◆ Data shown
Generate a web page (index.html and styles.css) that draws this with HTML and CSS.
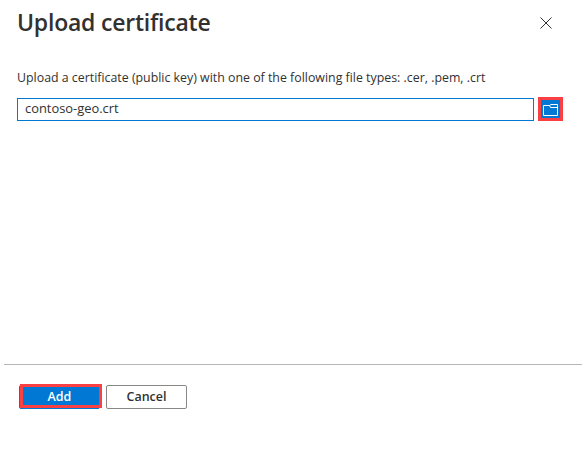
FILE: index.html
```html
<!DOCTYPE html>
<html lang="en">
<head>
<meta charset="utf-8">
<title>Upload certificate</title>
<link rel="stylesheet" href="styles.css">
</head>
<body>
<main class="panel">
  <header class="header">
    <h1 class="title">Upload certificate</h1>
    <button class="close" aria-label="Close"><svg width="12" height="12" viewBox="0 0 12 12"><path d="M.5.5l11 11M11.500.5l-11 11"/></svg></button>
  </header>
  <section class="content">
    <p class="hint">Upload a certificate (public key) with one of the following file types: .cer, .pem, .crt</p>
    <div class="picker">
      <div class="field">contoso-geo.crt</div>
      <button class="browse" aria-label="Browse"><svg width="15" height="12" viewBox="0 0 15 12"><path d="M.5 1.500H6.500L8 .5H14.500V11.500H.5zM6.500 1.500L7.500 3.500H14.500"/></svg></button>
    </div>
  </section>
  <footer class="footer">
    <div class="highlight"><button class="btn primary">Add</button></div>
    <button class="btn">Cancel</button>
  </footer>
</main>
</body>
</html>
```
FILE: styles.css
```css
* { box-sizing: border-box; }
body { margin: 0; background: #fff; color: #323130; font-family: "Open Sans", "Noto Sans", sans-serif; }
button { font: inherit; color: inherit; padding: 0; }
.panel { width: 582px; height: 459px; display: flex; flex-direction: column; overflow: hidden; }
.header { height: 46px; padding: 0 30px 0 17px; display: flex; justify-content: space-between; align-items: center; }
.title { margin: 0 0 2px; font-size: 23px; line-height: 44px; font-weight: 600; letter-spacing: -.22px; white-space: nowrap; }
.close { border: 0; background: none; width: 12px; height: 12px; display: flex; }
svg { display: block; fill: none; stroke: #323130; }
.content { height: 318px; padding: 22px 19px 0 17px; }
.hint { margin: 0; height: 20px; font-size: 12.370px; line-height: 20px; white-space: nowrap; }
.picker { display: flex; gap: 4px; margin-top: 9px; }
.field { width: 517px; height: 23px; margin-top: 1px; border: 1px solid #0078d4; padding-left: 7px; font-size: 12.900px; line-height: 18px; }
.browse { width: 25px; height: 24px; border: 3px solid #fb4043; background: #0078d4; display: flex; align-items: center; justify-content: center; }
.browse svg { stroke: #fff; margin-top: 1px; }
.footer { margin-left: 4px; border-top: 1px solid #b8b6b4; padding: 20px 0 0 15px; display: flex; gap: 6px; }
.highlight { position: relative; width: 81px; height: 24px; }
.highlight::after { content: ""; box-sizing: border-box; position: absolute; left: 1px; top: -1px; width: 82px; height: 24px; border: 3px solid #fb4043; }
.btn { display: block; width: 81px; height: 24px; border: 1px solid #8a8886; border-radius: 2px; background: #fff; font-size: 12.500px; font-weight: 600; line-height: 20px; }
.primary { border-color: #0078d4; background: #0078d4; color: #fff; }
```
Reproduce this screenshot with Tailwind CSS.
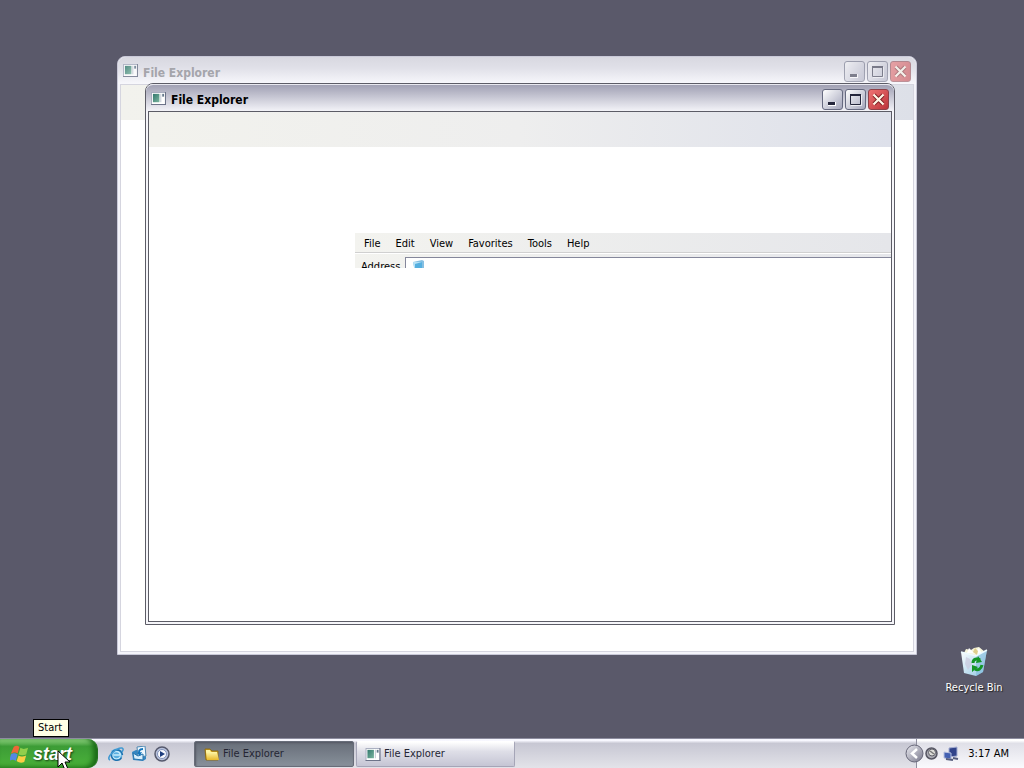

◆ What is asked
Without the pictures, retype the whole of the material above exactly.

◆ Expected answer
Generate a web page (index.html and styles.css) that draws this with HTML and CSS.
FILE: index.html
```html
<!DOCTYPE html>
<html lang="en">
<head>
<meta charset="utf-8">
<title>Upload certificate</title>
<link rel="stylesheet" href="styles.css">
</head>
<body>
<main class="panel">
  <header class="header">
    <h1 class="title">Upload certificate</h1>
    <button class="close" aria-label="Close"><svg width="12" height="12" viewBox="0 0 12 12"><path d="M.5.5l11 11M11.500.5l-11 11"/></svg></button>
  </header>
  <section class="content">
    <p class="hint">Upload a certificate (public key) with one of the following file types: .cer, .pem, .crt</p>
    <div class="picker">
      <div class="field">contoso-geo.crt</div>
      <button class="browse" aria-label="Browse"><svg width="15" height="12" viewBox="0 0 15 12"><path d="M.5 1.500H6.500L8 .5H14.500V11.500H.5zM6.500 1.500L7.500 3.500H14.500"/></svg></button>
    </div>
  </section>
  <footer class="footer">
    <div class="highlight"><button class="btn primary">Add</button></div>
    <button class="btn">Cancel</button>
  </footer>
</main>
</body>
</html>
```
FILE: styles.css
```css
* { box-sizing: border-box; }
body { margin: 0; background: #fff; color: #323130; font-family: "Open Sans", "Noto Sans", sans-serif; }
button { font: inherit; color: inherit; padding: 0; }
.panel { width: 582px; height: 459px; display: flex; flex-direction: column; overflow: hidden; }
.header { height: 46px; padding: 0 30px 0 17px; display: flex; justify-content: space-between; align-items: center; }
.title { margin: 0 0 2px; font-size: 23px; line-height: 44px; font-weight: 600; letter-spacing: -.22px; white-space: nowrap; }
.close { border: 0; background: none; width: 12px; height: 12px; display: flex; }
svg { display: block; fill: none; stroke: #323130; }
.content { height: 318px; padding: 22px 19px 0 17px; }
.hint { margin: 0; height: 20px; font-size: 12.370px; line-height: 20px; white-space: nowrap; }
.picker { display: flex; gap: 4px; margin-top: 9px; }
.field { width: 517px; height: 23px; margin-top: 1px; border: 1px solid #0078d4; padding-left: 7px; font-size: 12.900px; line-height: 18px; }
.browse { width: 25px; height: 24px; border: 3px solid #fb4043; background: #0078d4; display: flex; align-items: center; justify-content: center; }
.browse svg { stroke: #fff; margin-top: 1px; }
.footer { margin-left: 4px; border-top: 1px solid #b8b6b4; padding: 20px 0 0 15px; display: flex; gap: 6px; }
.highlight { position: relative; width: 81px; height: 24px; }
.highlight::after { content: ""; box-sizing: border-box; position: absolute; left: 1px; top: -1px; width: 82px; height: 24px; border: 3px solid #fb4043; }
.btn { display: block; width: 81px; height: 24px; border: 1px solid #8a8886; border-radius: 2px; background: #fff; font-size: 12.500px; font-weight: 600; line-height: 20px; }
.primary { border-color: #0078d4; background: #0078d4; color: #fff; }
```
Reproduce this screenshot with Tailwind CSS.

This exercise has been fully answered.